I am tired. This is a level of exhaustion I've not yet experienced, and that's honestly saying something considering my employment history. 

*    *    *

I realized last week that my siblings and I are now in an interesting area where memories can no longer be recounted, that the institutional memory of our parentage is now completely closed off to us, it's gone, poof, locked away forever. The truth of whatever their lives together were is now nothing more than smoke and the unreliable tellings from others that may know the story, but see things through different lenses. 

That was a strange moment, realizing that there was just this mountain of information just suddenly gone, unavailable to access at a later date. As good as unshared secrets. As good as the ash left behind in small, weird piles, unable to be read by any living soul. 

*    *    *



A friend asked me tonight about playing music again. Beyond the superficial listening while driving, I've not really thought about DJ-ing in public or making a mix. There's literally been no actual time for me to sit down and devote the time to that, but...I made a new playlist on Spotify for when I'm ready. An old track by DJ Shadow (ironically, and perfectly, "Giving Up the Ghost" from his fantastic The Private Press LP) struck the right chord with me and I went down a rabbit hole of potential old trip hop stuff that may become a thing. 

I dunno. I find that the mixes I make during emotionally-charged parts of my life seem to fall flat or feel like they're trying too hard. A reflection back on my trip-hop/chillout stuff feels like a good move though. Tons of great stuff in that vein that jives with my headspace at the moment while remaining crowd-friendly. We'll see. 

*    *    *

I keep telling people that once things slow down, when life stops and allows a little breathing room...that I will be going somewhere for a while. When they ask where, my only qualifications are that it be "mentally and physically quiet" and that no, I've not yet had time to think about where because there's simply too much other crap going on for me to give it the attention it deserves. 

But once we sell this house, once we lock the front door for the last time, I will almost certainly figure out an escape plan, put a bug-out bag together, and end up somewhere where I don't know a single soul. 

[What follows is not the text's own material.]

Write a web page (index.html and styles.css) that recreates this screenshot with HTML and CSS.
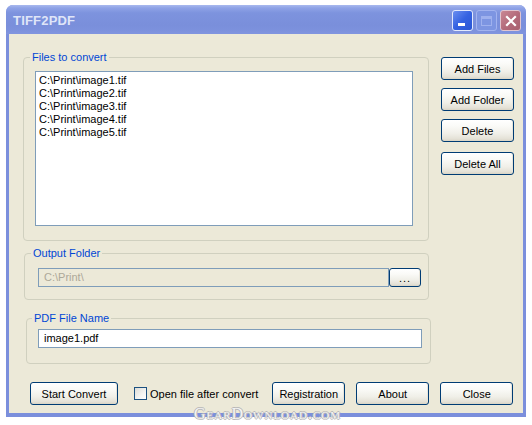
FILE: index.html
```html
<!DOCTYPE html>
<html>
<head>
<meta charset="utf-8">
<title>TIFF2PDF</title>
<link rel="stylesheet" href="styles.css">
</head>
<body>
<div class="window">
  <div class="titlebar">
    <span class="title">TIFF2PDF</span>
    <div class="caption-btns">
      <span class="cb cb-min"><span class="min-bar"></span></span>
      <span class="cb cb-max"><span class="max-box"></span></span>
      <span class="cb cb-close">
        <svg width="14" height="14" viewBox="0 0 14 14"><path d="M3 3 L11 11 M11 3 L3 11" stroke="#fff" stroke-width="2.2" stroke-linecap="square"/></svg>
      </span>
    </div>
  </div>
  <div class="client">
    <div class="top">
      <div class="groups">
        <fieldset class="grp grp-files">
          <legend>Files to convert</legend>
          <div class="listbox">
            <div class="item">C:\Print\image1.tif</div>
            <div class="item">C:\Print\image2.tif</div>
            <div class="item">C:\Print\image3.tif</div>
            <div class="item">C:\Print\image4.tif</div>
            <div class="item">C:\Print\image5.tif</div>
          </div>
        </fieldset>
        <fieldset class="grp grp-output">
          <legend>Output Folder</legend>
          <div class="row">
            <div class="edit edit-disabled">C:\Print\</div>
            <button class="btn btn-browse">...</button>
          </div>
        </fieldset>
        <fieldset class="grp grp-pdf">
          <legend>PDF File Name</legend>
          <div class="edit edit-pdf">image1.pdf</div>
        </fieldset>
      </div>
      <div class="side">
        <button class="btn btn-side">Add Files</button>
        <button class="btn btn-side">Add Folder</button>
        <button class="btn btn-side">Delete</button>
        <button class="btn btn-side btn-delall">Delete All</button>
      </div>
    </div>
    <div class="bottom">
      <button class="btn btn-start">Start Convert</button>
      <label class="check"><span class="box"></span><span>Open file after convert</span></label>
      <button class="btn btn-bot btn-reg">Registration</button>
      <button class="btn btn-bot btn-about">About</button>
      <button class="btn btn-bot btn-close">Close</button>
    </div>
  </div>
</div>
<div class="watermark">GearDownload.com</div>
</body>
</html>
```
FILE: styles.css
```css
html, body {
  margin: 0;
  padding: 0;
  background: #fff;
}
body {
  position: relative;
  width: 532px;
  height: 425px;
  overflow: hidden;
  font-family: "Liberation Sans", Arial, sans-serif;
  font-size: 11px;
  color: #000;
}
.window {
  position: absolute;
  left: 6px;
  top: 5px;
  width: 520px;
  height: 412px;
  box-sizing: border-box;
  padding: 0 3px 4px 3px;
  background: #7b8fdc;
  border-radius: 7px 7px 0 0;
  display: flex;
  flex-direction: column;
}
.titlebar {
  height: 29px;
  margin: 0 -3px;
  border-radius: 7px 7px 0 0;
  background: linear-gradient(#a9b9ee 0px, #8ea2e6 3px, #7d93de 8px, #7a8fdb 20px, #7d92dd 26px, #8195df 29px);
  display: flex;
  align-items: center;
  flex-shrink: 0;
}
.title {
  margin-left: 7px;
  margin-top: 1px;
  font-family: "Liberation Sans", Arial, sans-serif;
  font-weight: bold;
  font-size: 13px;
  color: #dfe5f8;
  letter-spacing: 0.2px;
}
.caption-btns {
  margin-left: auto;
  margin-right: 5px;
  display: flex;
  gap: 3px;
  margin-top: 2px;
}
.cb {
  width: 19px;
  height: 19px;
  border: 1px solid #c9d4f7;
  border-radius: 3px;
  box-sizing: content-box;
  position: relative;
  display: flex;
  align-items: center;
  justify-content: center;
}
.cb-min {
  background: linear-gradient(135deg, #6b8ff0, #3462e2 50%, #2a56d4);
  border-color: #e2e9fd;
}
.min-bar {
  position: absolute;
  left: 5px;
  top: 12px;
  width: 7px;
  height: 3px;
  background: #fff;
}
.cb-max {
  background: #7d95e2;
  border-color: #a2b3ef;
}
.max-box {
  width: 11px;
  height: 10px;
  border: 1px solid #9fb1ee;
  border-top-width: 3px;
  box-sizing: border-box;
}
.cb-close {
  background: linear-gradient(135deg, #c98794, #b36a7a 55%, #a8606f);
  border-color: #e0c5d0;
}
.client {
  flex: 1;
  background: #ece9d8;
  position: relative;
}
.top {
  display: flex;
}
.groups {
  width: 432px;
  padding-top: 17px;
  flex-shrink: 0;
}
.grp {
  border: 1px solid #d0d0bf;
  border-radius: 4px;
  margin: 0;
  box-sizing: border-box;
  min-width: 0;
}
.grp legend {
  color: #0046d5;
  font-size: 11px;
  line-height: 13px;
  padding: 0 2px;
}
.grp-files {
  margin-left: 14px;
  width: 406px;
  padding: 7px 14px 14px 11px;
}
.grp-files legend {
  margin-left: -5px;
}
.listbox {
  width: 378px;
  height: 155px;
  box-sizing: border-box;
  background: #fff;
  border: 1px solid #7f9db9;
  padding: 2px 3px;
}
.item {
  line-height: 13px;
  height: 13px;
  white-space: nowrap;
}
.grp-output {
  margin-left: 15px;
  margin-top: 6px;
  width: 405px;
  padding: 8px 5px 12px 13px;
}
.grp-output legend {
  margin-left: -7px;
}
.row {
  display: flex;
  align-items: flex-start;
}
.edit {
  height: 19px;
  box-sizing: border-box;
  border: 1px solid #7f9db9;
  padding: 0 5px;
  line-height: 17px;
  white-space: nowrap;
}
.edit-disabled {
  width: 351px;
  background: #ece9d8;
  color: #aca899;
}
.btn-browse {
  margin-left: 2px;
  margin-top: 1px;
  width: 32px;
  height: 19px;
  line-height: 14px;
  letter-spacing: 1px;
}
.grp-pdf {
  margin-left: 17px;
  margin-top: 12px;
  width: 405px;
  padding: 4px 8px 15px 11px;
}
.grp-pdf legend {
  margin-left: -6px;
}
.edit-pdf {
  width: 384px;
  background: #fff;
}
.side {
  display: flex;
  flex-direction: column;
  padding-top: 23px;
  gap: 8px;
}
.btn {
  font-family: "Liberation Sans", Arial, sans-serif;
  font-size: 11px;
  color: #000;
  border: 1px solid #003c74;
  border-radius: 3px;
  background: linear-gradient(#ffffff 0%, #fafaf7 30%, #f0efe8 65%, #e4e1d6 90%, #d8d3c6 100%);
  box-shadow: inset 0 -1px 0 #dcd7c8, inset -1px 0 0 #e8e5da;
  padding: 0;
  margin: 0;
  box-sizing: border-box;
  cursor: default;
}
.btn-side {
  width: 73px;
  height: 23px;
}
.btn-delall {
  margin-top: 2px;
}
.bottom {
  position: absolute;
  left: 0;
  top: 348px;
  display: flex;
  align-items: center;
}
.btn-start {
  margin-left: 21px;
  width: 88px;
  height: 23px;
}
.check {
  margin-left: 16px;
  display: flex;
  align-items: center;
  gap: 3px;
}
.box {
  width: 13px;
  height: 13px;
  box-sizing: border-box;
  border: 1px solid #1c5180;
  background: linear-gradient(135deg, #dcdcd7, #f4f4f1 60%, #ffffff);
}
.btn-bot {
  width: 73px;
  height: 23px;
}
.btn-reg {
  margin-left: 14px;
}
.btn-about {
  margin-left: 11px;
}
.btn-close {
  margin-left: 11px;
}
.watermark {
  position: absolute;
  left: 194px;
  top: 405px;
  font-family: "Liberation Serif", serif;
  font-variant: small-caps;
  font-size: 16px;
  letter-spacing: 1px;
  color: #f4f4f4;
  text-shadow: 1px 0 0 #b8b8b8, -1px 0 0 #b8b8b8, 0 1px 0 #b8b8b8, 0 -1px 0 #b8b8b8;
}
```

This is not normally my speed as I tend to like traveling with friends or family. But honestly, I'm ready to throw all my devices into a body of water and disappear for a few weeks, potentially bordering on a few months (...kidding. But only a little bit, because I honestly just might...). I am ready to full-on disconnect again the way I did during grad school and then again the first year after grad school. I am ready to find my creative center again.